Boxer Amir Khan visits Peshawar school attack site
Peshawar: British boxer Amir Khan visited the school in Peshawar where Taliban militants massacred scores of children. Khan went to the school as part of a multi-day visit to Pakistan. He said he wanted to pay his respects to those who died in the attack and help encourage children who were scared to return to school. Khan was born in Britain but is of Pakistani-origin. During his trip, Khan announced that he would be building a boxing academy in Lahore.
ISIS militants shoot down warplane, capture pilot
Beirut: The Islamic State of Iraq and Syria (ISIS) shot down a warplane of the US-led coalition over northern Syria, a monitoring group said, with the jihadis claiming to have captured a Jordanian pilot. “We have confirmed reports that ISIS members took a (non-Syrian) Arab pilot prisoner after shooting his plane down with an anti-aircraft missile near Raqa city,” the Syrian Observatory for Human Rights said. A senior Jordanian military official later confirmed the pilot was seized, saying his plane went down in Syria's Raqa region. The ISIS branch in Raqa published photographs on jihadist websites purporting to show its fighters holding the captured pilot, with a caption identifying him as Jordanian and giving his name.
Mullah Omar hiding in Pak, says Afghanistan spy chief
New York: Taliban's reclusive leader Mullah Muhammad Omar is alive and hiding in the Pakistani city of Karachi, a top Afghan intelligence official has said, echoing a similar assessment by Western intelligence officials. “There is a lot of doubt whether he is alive or not.
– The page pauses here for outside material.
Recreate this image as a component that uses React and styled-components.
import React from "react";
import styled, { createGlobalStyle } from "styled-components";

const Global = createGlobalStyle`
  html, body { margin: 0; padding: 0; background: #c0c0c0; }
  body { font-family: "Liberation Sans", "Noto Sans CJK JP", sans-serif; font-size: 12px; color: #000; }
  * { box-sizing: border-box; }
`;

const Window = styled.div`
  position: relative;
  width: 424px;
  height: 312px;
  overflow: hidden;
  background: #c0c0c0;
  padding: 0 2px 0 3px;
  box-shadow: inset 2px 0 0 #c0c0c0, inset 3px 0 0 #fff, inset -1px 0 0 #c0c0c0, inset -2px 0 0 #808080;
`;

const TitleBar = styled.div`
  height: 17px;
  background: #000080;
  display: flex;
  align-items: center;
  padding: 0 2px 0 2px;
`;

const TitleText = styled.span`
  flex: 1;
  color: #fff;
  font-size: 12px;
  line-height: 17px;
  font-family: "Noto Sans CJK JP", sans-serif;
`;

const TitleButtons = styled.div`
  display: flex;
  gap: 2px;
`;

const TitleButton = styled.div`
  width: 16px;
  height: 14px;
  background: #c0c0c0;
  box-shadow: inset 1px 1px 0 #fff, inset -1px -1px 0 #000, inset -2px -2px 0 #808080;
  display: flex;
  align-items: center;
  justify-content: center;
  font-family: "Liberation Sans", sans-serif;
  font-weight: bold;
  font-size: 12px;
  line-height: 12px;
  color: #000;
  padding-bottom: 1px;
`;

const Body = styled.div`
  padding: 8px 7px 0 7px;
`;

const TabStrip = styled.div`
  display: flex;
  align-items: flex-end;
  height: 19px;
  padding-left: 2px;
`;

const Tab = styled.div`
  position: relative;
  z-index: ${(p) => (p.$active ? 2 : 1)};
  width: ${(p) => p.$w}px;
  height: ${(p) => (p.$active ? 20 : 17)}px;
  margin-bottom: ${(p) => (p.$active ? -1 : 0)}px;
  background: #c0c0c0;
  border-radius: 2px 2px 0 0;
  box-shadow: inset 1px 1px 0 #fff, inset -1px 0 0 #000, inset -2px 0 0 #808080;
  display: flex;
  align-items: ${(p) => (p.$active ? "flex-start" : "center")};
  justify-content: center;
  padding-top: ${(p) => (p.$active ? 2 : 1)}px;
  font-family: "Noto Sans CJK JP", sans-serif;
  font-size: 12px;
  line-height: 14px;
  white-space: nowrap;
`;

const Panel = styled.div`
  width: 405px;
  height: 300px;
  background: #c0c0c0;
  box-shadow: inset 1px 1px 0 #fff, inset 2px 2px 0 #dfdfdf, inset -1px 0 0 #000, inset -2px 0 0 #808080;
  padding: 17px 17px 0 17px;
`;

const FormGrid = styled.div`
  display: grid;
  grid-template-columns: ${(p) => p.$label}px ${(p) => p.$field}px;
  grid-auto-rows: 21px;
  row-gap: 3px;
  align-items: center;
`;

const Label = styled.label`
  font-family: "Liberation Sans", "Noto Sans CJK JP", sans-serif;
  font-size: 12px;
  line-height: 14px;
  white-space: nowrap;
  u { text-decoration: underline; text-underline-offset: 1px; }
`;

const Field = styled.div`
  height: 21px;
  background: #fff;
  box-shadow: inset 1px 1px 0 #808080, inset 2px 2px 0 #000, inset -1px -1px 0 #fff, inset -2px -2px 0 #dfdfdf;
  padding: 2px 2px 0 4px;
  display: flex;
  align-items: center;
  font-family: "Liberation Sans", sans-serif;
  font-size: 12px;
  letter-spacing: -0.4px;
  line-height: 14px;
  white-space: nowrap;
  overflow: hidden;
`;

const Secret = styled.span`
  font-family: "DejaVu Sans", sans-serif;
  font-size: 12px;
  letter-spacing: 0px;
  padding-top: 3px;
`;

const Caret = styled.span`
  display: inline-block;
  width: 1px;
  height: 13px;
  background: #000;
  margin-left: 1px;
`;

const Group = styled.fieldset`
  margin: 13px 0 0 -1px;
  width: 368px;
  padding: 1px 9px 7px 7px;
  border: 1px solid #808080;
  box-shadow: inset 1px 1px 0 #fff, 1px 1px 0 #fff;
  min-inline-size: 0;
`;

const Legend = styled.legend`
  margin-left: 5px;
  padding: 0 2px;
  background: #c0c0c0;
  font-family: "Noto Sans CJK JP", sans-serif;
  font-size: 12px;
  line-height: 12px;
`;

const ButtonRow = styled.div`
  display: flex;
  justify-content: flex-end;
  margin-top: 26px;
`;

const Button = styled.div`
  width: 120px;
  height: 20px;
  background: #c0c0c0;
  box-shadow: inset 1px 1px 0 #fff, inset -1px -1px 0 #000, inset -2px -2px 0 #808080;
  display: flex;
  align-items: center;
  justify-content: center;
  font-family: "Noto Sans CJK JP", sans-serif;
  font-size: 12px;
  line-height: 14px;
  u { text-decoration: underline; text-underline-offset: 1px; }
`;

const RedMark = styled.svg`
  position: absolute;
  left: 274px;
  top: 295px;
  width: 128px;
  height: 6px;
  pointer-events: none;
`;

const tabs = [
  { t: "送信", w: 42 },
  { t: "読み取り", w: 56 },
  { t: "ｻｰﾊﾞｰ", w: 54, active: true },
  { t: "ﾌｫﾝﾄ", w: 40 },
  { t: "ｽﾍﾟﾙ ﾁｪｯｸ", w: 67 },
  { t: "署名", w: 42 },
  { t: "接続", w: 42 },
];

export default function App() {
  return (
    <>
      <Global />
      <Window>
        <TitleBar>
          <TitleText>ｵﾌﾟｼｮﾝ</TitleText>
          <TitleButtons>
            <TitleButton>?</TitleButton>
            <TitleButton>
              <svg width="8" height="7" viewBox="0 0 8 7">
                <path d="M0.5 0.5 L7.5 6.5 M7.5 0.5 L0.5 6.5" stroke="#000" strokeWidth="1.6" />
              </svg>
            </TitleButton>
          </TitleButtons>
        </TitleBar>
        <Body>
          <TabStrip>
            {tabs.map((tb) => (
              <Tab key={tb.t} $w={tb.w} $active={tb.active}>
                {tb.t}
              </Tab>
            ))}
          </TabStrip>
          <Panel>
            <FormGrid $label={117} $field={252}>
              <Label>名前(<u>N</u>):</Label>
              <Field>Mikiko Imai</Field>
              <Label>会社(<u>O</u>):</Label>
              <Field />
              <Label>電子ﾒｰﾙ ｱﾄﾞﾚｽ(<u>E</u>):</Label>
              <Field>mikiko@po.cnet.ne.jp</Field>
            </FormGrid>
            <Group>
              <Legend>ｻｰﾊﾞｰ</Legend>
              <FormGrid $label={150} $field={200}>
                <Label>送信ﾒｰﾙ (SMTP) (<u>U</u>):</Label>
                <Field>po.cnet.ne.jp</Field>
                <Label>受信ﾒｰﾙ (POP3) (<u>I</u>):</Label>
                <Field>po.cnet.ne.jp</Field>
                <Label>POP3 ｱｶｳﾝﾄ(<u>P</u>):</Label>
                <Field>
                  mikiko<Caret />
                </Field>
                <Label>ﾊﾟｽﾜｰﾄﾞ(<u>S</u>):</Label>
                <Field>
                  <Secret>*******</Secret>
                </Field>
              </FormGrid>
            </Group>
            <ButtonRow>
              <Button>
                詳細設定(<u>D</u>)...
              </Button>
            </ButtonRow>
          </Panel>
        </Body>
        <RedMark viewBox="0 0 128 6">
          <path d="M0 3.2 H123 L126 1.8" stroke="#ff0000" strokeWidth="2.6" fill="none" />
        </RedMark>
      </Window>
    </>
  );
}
But we are more confident that he is in Karachi,” acting Afghan intelligence chief Rahmatullah Nabil was quoted as saying. An European official that there is a “consensus among all three branches of the Afghan security forces that Mullah Omar is alive.” “Not only do they think he's alive, they say they have a good understanding of where exactly he is in Karachi.” The report said that Mullah Omar has always functioned more as the spiritual and ideological leader of the movement than as an operational commander.
Saudi women drivers to be tried by terrorism court?
Dubai: Two Saudi women detained for nearly a month in defiance of a ban on females driving were referred to a court established to try terrorism cases, several people close to the defendants said. Activists said it marks the first time that women drivers have been referred to the Specialized Criminal Court in Riyadh, and that their detention is the longest of female drivers in Saudi history. Four individuals close to Loujain al-Hathloul, 25, and Maysa al-Amoudi, 33, said they are not being charged for defying the driving ban but for opinions they voiced online. The individuals declined to elaborate on the specific charges due to the sensitivity of the case. They said that the women's defence lawyers immediately appealed the judge's decision to transfer their cases to the court, which was established to try terrorism cases, but has also been used to try peaceful dissidents and activists.
UN drops Hafiz's `sahib' tag
United Nations: A UN panel has regretted the use of the salutation `sahib' for the Mumbai terror attack mastermind and JuD chief Hafiz Saeed and issued a “revised” letter removing the word after India objected to it. The chair of the Security Council's al Qaida Sanctions Committee issued a revised letter in which it has “regretted the mistake” in the previous letter dated December 17. The committee's chair is Gary Quinlan, who is the Permanent Representative of Australia to the UN. Quinlan had made the reference to Saeed in the communication regarding banned terror outfit Lashkar-e-Taiba and its founder. The new letter clearly mentions the correct primary name of the Pakistani terrorist as Hafiz Mohammed Saeed. Saeed himself is a UN-designated terrorist. The resolution entails freezing of funds and assets or economic resources of designated individuals and entities, and prevention of entry into or transit through their territories by designated individuals.